I remind myself that the old is gone and I broke up with all that mess and I will NOT engage it any more. 

you could say BYE FELICIA if you wanted to right now.

guess what? God created you. and He loves you.

and He -- yes, He -- creator of this vast world and the very intricate, delicate, important, remarkable Y O U...

has given His son, His word, and His permission- no, rather, His urgent COMMAND...for you to love Y O U R S E L F too.

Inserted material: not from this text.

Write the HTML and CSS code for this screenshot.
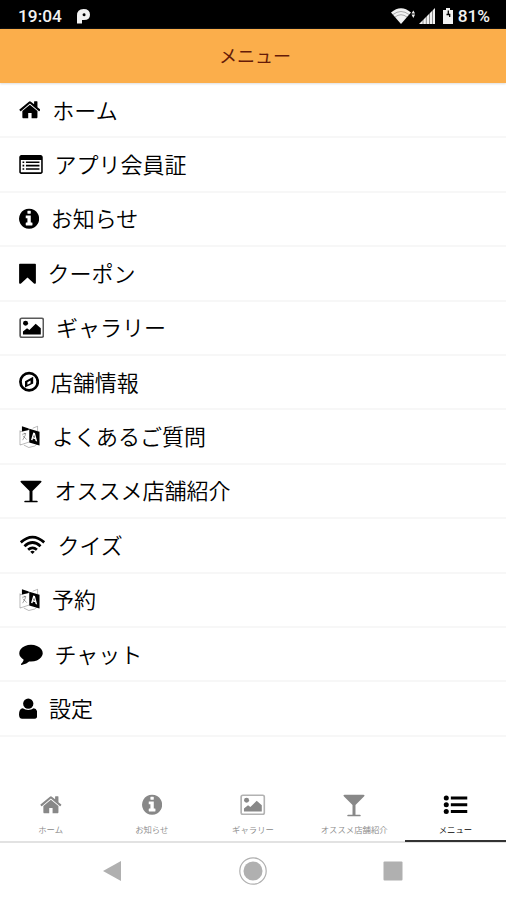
FILE: index.html
```html
<!DOCTYPE html>
<html lang="ja">
<head>
  <meta charset="UTF-8">
  <meta name="viewport" content="width=device-width, initial-scale=1.0">
  <title>メニュー</title>
  <link rel="stylesheet" href="styles.css">
</head>
<body>
  <!-- アイコン定義 -->
  <svg class="sprite" aria-hidden="true">
    <symbol id="home" viewBox="64 0 1664 1792">
      <path d="M1472 992v480q0 26-19 45t-45 19h-384v-384h-256v384h-384q-26 0-45-19t-19-45v-480q0-1 .5-3t.5-3l575-474 575 474q1 2 1 6zm223-69l-62 74q-8 9-21 11h-3q-13 0-21-7l-692-577-692 577q-12 8-24 7-13-2-21-11l-62-74q-8-10-7-23.500t11-21.500l719-599q32-26 76-26t76 26l244 204v-195q0-14 9-23t23-9h192q14 0 23 9t9 23v408l219 182q10 8 11 21.500t-7 23.500z"/>
    </symbol>
    <symbol id="card" viewBox="0 0 1792 1792">
      <path fill-rule="evenodd" d="M160 160h1472q66 0 113 47t47 113v1120q0 66-47 113t-113 47H160q-66 0-113-47T0 1440V320q0-66 47-113t113-47zM120 530v900q0 42 42 42h1468q42 0 42-42V530z"/>
      <path d="M250 640h130v120H250zM250 900h130v120H250zM250 1160h130v120H250zM510 640h1030v120H510zM510 900h1030v120H510zM510 1160h1030v120H510z"/>
    </symbol>
    <symbol id="info" viewBox="128 0 1536 1792">
      <path d="M1152 1376v-160q0-14-9-23t-23-9h-96v-512q0-14-9-23t-23-9h-320q-14 0-23 9t-9 23v160q0 14 9 23t23 9h96v320h-96q-14 0-23 9t-9 23v160q0 14 9 23t23 9h448q14 0 23-9t9-23zm-128-896v-160q0-14-9-23t-23-9h-192q-14 0-23 9t-9 23v160q0 14 9 23t23 9h192q14 0 23-9t9-23zm640 416q0 209-103 385.500t-279.500 279.500-385.500 103-385.500-103-279.500-279.500-103-385.500 103-385.500 279.500-279.500 385.500-103 385.500 103 279.500 279.500 103 385.500z"/>
    </symbol>
    <symbol id="bookmark" viewBox="0 0 1280 1792">
      <path d="M60 128h1160q60 0 60 60v1400q0 76-65 76-45 0-80-33l-495-450-495 450q-35 33-80 33-65 0-65-76V188q0-60 60-60z"/>
    </symbol>
    <symbol id="image" viewBox="0 0 1920 1792">
      <rect x="75" y="170" width="1770" height="1450" rx="130" fill="none" stroke="currentColor" stroke-width="130" opacity=".65"/>
      <circle cx="490" cy="560" r="190"/>
      <path d="M290 1420v-230l310-250 180 130 480-480 390 350v480z"/>
    </symbol>
    <symbol id="compass" viewBox="0 0 1536 1792">
      <circle cx="768" cy="896" r="660" fill="none" stroke="currentColor" stroke-width="210"/>
      <path fill-rule="evenodd" d="M1080 520v500l-624 310V850zM640 940v190l240-115V810z"/>
    </symbol>
    <symbol id="language" viewBox="0 0 22 24">
      <path fill="none" stroke="currentColor" stroke-width=".7" opacity=".4" d="M1 5.500v15l10-3.300M11 4.300L1 7M5 20.500l5 2.500 6-1.500 2.500-2M14 3.300l5-2v5"/>
      <path fill="none" stroke="currentColor" stroke-width=".8" opacity=".45" d="M3.300 9.500l4-1M5.500 8l1.200 2-3 5.500M4 11l4 4"/>
      <path d="M3 1.300l7 2.300v1.500L3 6.500z"/>
      <path fill-rule="evenodd" d="M10.500 3.800L21 7v14l-10.500-3zM14.600 7.700l-2.300 7.500 1.500.4.500-1.700 2.200.6.500 1.900 1.600.5-2.300-8.700zM15.400 10l.7 2.900-1.400-.4z"/>
    </symbol>
    <symbol id="glass" viewBox="0 0 1792 1792">
      <path d="M1699 186q0 35-43 78L1010 910v754h334q26 0 45 19t19 45-19 45-45 19H448q-26 0-45-19t-19-45 19-45 45-19h334V910L136 264q-43-43-43-78 0-58 90-58h1426q90 0 90 58z"/>
    </symbol>
    <symbol id="wifi" viewBox="0 0 2048 1792">
      <g fill="none" stroke="currentColor" stroke-width="210">
        <path d="M130 640q894-800 1788 0"/>
        <path d="M410 930q614-560 1228 0"/>
        <path d="M690 1200q334-290 668 0"/>
      </g>
      <path d="M1024 1270q90 0 170 75l-170 175-170-175q80-75 170-75z"/>
    </symbol>
    <symbol id="comment" viewBox="0 0 1792 1792">
      <path d="M1792 850q0 174-120 321.500t-326 233-450 85.500q-70 0-145-8-198 175-460 242-49 14-114 22-17 2-30.500-9T129 1708v-1q-3-4-.5-12t2-10 4.500-9.500l6-9 7-8.500 8-9q7-8 31-34.500t34.500-38 31-39.500 32.500-51 27-59 26-76q-157-89-247.500-220T0 850q0-174 120-321.500t326-233T896 210t450 85.500 326 233T1792 850z"/>
    </symbol>
    <symbol id="user" viewBox="0 0 1408 1792">
      <path d="M1408 1340q0 324-240 324H240q-240 0-240-324 0-450 290-480 170 135 414 135t414-135q290 30 290 480z"/>
      <circle cx="704" cy="510" r="390"/>
    </symbol>
    <symbol id="list" viewBox="0 0 1792 1792">
      <circle cx="192" cy="384" r="192"/>
      <circle cx="192" cy="896" r="192"/>
      <circle cx="192" cy="1408" r="192"/>
      <path d="M540 270h1252v228H540zM540 782h1252v228H540zM540 1294h1252v228H540z"/>
    </symbol>
  </svg>

  <div class="status-bar">
    <span>19:04</span>
    <svg class="app-mark" viewBox="0 0 13 15"><path fill-rule="evenodd" d="M0 14.500V6.500Q0 0 6.500 0 13 0 13 5.700 13 11 7 11H5v3.500zM7 4.200a1.500 1.500 0 1 0 .1 3 1.500 1.500 0 0 0-.1-3z"/></svg>
    <div class="status-right">
      <svg class="status-wifi" viewBox="0 0 25 16">
        <path d="M0 4.500Q10 -4 20 4.500L10 16z"/>
        <path d="M2 6.500q8-6 16 0M4 9q6-4.500 12 0" fill="none" stroke="#000" stroke-width=".6" opacity=".5"/>
        <path d="M20.500 5.500l1.800-3 1.800 3zM20.500 6.500h3.600l-1.800 3.500z"/>
      </svg>
      <svg class="status-signal" viewBox="0 0 16 16"><path d="M0 16L16 0v16z"/><path d="M4 10v6M7.300 7v9M10.500 4v12M13.500 2v14" stroke="#000" stroke-width=".6" opacity=".7"/></svg>
      <svg class="status-battery" viewBox="0 0 10 16"><path d="M0 2h3V0h4v2h3v14H0z"/><path d="M5.300 2.500v4.200M3.500 6.500h3.200v2.500" fill="none" stroke="#000" stroke-width="1.300"/></svg>
      <span>81%</span>
    </div>
  </div>

  <header class="header"><h1>メニュー</h1></header>

  <ul class="menu">
    <li><svg class="icon w-home"><use href="#home"/></svg>ホーム</li>
    <li><svg class="icon w-card"><use href="#card"/></svg>アプリ会員証</li>
    <li><svg class="icon w-round"><use href="#info"/></svg>お知らせ</li>
    <li><svg class="icon w-bookmark"><use href="#bookmark"/></svg>クーポン</li>
    <li><svg class="icon w-image"><use href="#image"/></svg>ギャラリー</li>
    <li><svg class="icon w-round"><use href="#compass"/></svg>店舗情報</li>
    <li><svg class="icon w-language"><use href="#language"/></svg>よくあるご質問</li>
    <li><svg class="icon w-card"><use href="#glass"/></svg>オススメ店舗紹介</li>
    <li><svg class="icon w-wifi"><use href="#wifi"/></svg>クイズ</li>
    <li><svg class="icon w-language"><use href="#language"/></svg>予約</li>
    <li><svg class="icon w-card"><use href="#comment"/></svg>チャット</li>
    <li><svg class="icon w-user"><use href="#user"/></svg>設定</li>
  </ul>

  <nav class="tabs">
    <div class="tab"><svg class="icon w-home"><use href="#home"/></svg><span>ホーム</span></div>
    <div class="tab"><svg class="icon w-round"><use href="#info"/></svg><span>お知らせ</span></div>
    <div class="tab"><svg class="icon w-image"><use href="#image"/></svg><span>ギャラリー</span></div>
    <div class="tab"><svg class="icon w-card"><use href="#glass"/></svg><span>オススメ店舗紹介</span></div>
    <div class="tab active"><svg class="icon w-list"><use href="#list"/></svg><span>メニュー</span></div>
  </nav>

  <div class="system-nav">
    <svg viewBox="0 0 28 28"><path d="M4 14L22 4v20z"/></svg>
    <svg viewBox="0 0 28 28"><circle cx="14" cy="14" r="13.200" fill="none" stroke="currentColor" stroke-width="1.200"/><circle cx="14" cy="14" r="9.500"/></svg>
    <svg viewBox="0 0 28 28"><rect x="4.500" y="4.500" width="19" height="19" rx="1"/></svg>
  </div>
</body>
</html>
```
FILE: styles.css
```css
* {
  box-sizing: border-box;
}

body {
  margin: 0;
  height: 900px;
  display: flex;
  flex-direction: column;
  overflow: hidden;
  background-color: #fff;
  color: #000;
  font-family: "Noto Sans CJK JP", sans-serif;
}

svg {
  fill: currentColor;
}

.sprite {
  display: none;
}

.status-bar {
  height: 29px;
  padding: 3px 16px 0 18px;
  display: flex;
  align-items: center;
  background-color: #000;
  color: #f2f2f2;
  font-family: Roboto, sans-serif;
  font-size: 17.3px;
  font-weight: 500;
}

.app-mark {
  width: 13px;
  height: 15px;
  margin-left: 15px;
}

.status-right {
  margin-left: auto;
  display: flex;
  align-items: center;
}

.status-wifi {
  width: 25px;
  height: 16px;
  margin-right: 3px;
}

.status-signal {
  width: 16px;
  height: 16px;
  margin-right: 8px;
}

.status-battery {
  width: 10px;
  height: 16px;
  margin-right: 5px;
}

.header {
  height: 54px;
  padding: 0 0 2px 4px;
  display: flex;
  align-items: center;
  justify-content: center;
  background-color: #fbae4b;
  box-shadow: 0 1px 2px #ddd;
}

.header h1 {
  margin: 0;
  color: #651b08;
  font-size: 18px;
  font-weight: 400;
}

.menu {
  margin: 0;
  padding: 1px 0 0;
  list-style: none;
}

.menu li {
  height: 54.4px;
  padding: 0 0 3px 18.5px;
  display: flex;
  align-items: center;
  border-bottom: 2px solid #f7f7f7;
  font-size: 22px;
  font-weight: 350;
}

.menu .icon {
  margin: 3px 12px 0 0;
}

.icon {
  height: 23.5px;
  flex: none;
}

.w-home { width: 21.8px; }
.w-card { width: 24px; }
.w-round { width: 20.2px; }
.w-bookmark { width: 17px; }
.w-image { width: 25.5px; }
.w-language { width: 21.5px; }
.w-wifi { width: 27px; }
.w-user { width: 18.5px; }
.w-list { width: 25px; }

.tabs {
  height: 57px;
  margin-top: auto;
  display: flex;
  border-bottom: 2px solid #e2e2e2;
}

.tab {
  flex: 1;
  height: 56px;
  padding-top: 7px;
  display: flex;
  flex-direction: column;
  align-items: center;
  color: #888;
  font-size: 8.4px;
  font-weight: 350;
  line-height: 12px;
  border-bottom: 2px solid transparent;
}

.tab span {
  margin-top: 6px;
}

.active {
  color: #000;
  border-bottom-color: #333;
}

.system-nav {
  height: 57px;
  padding: 0 99px 2px;
  display: flex;
  align-items: center;
  justify-content: space-between;
  color: #b0b0b0;
}

.system-nav svg {
  width: 28px;
  height: 28px;
}
```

and just in case you DON'T know who you are -- 

you are loved.

you were hand made.

you are a treasure.

you are a gift. 

you have purpose.

you are unique.

you are remarkable.

you are strong.

you are worthy.

you are smart.

you are radiant. 

and there is NO one...

like YOU. 

"Oh yes, you shaped me first inside, then out;
    you formed me in my mother’s womb.
I thank you, High God—you’re breathtaking!
    Body and soul, I am marvelously made!
    I worship in adoration—what a creation!
You know me inside and out,
    you know every bone in my body;
You know exactly how I was made, bit by bit,
    how I was sculpted from nothing into something.
Like an open book, you watched me grow from conception to birth;
    all the stages of my life were spread out before you,
The days of my life all prepared
    before I’d even lived one day." PSALM 139:13-16 MSG


tonight, before you lay your head down, I pray you'd reflect on who you are. on how God vastly knows you and sees you. 

I pray you'd begin to speak to yourself how our loving God speaks to you. 

and tomorrow when you walk up, I pray you dress yourself in the N E W.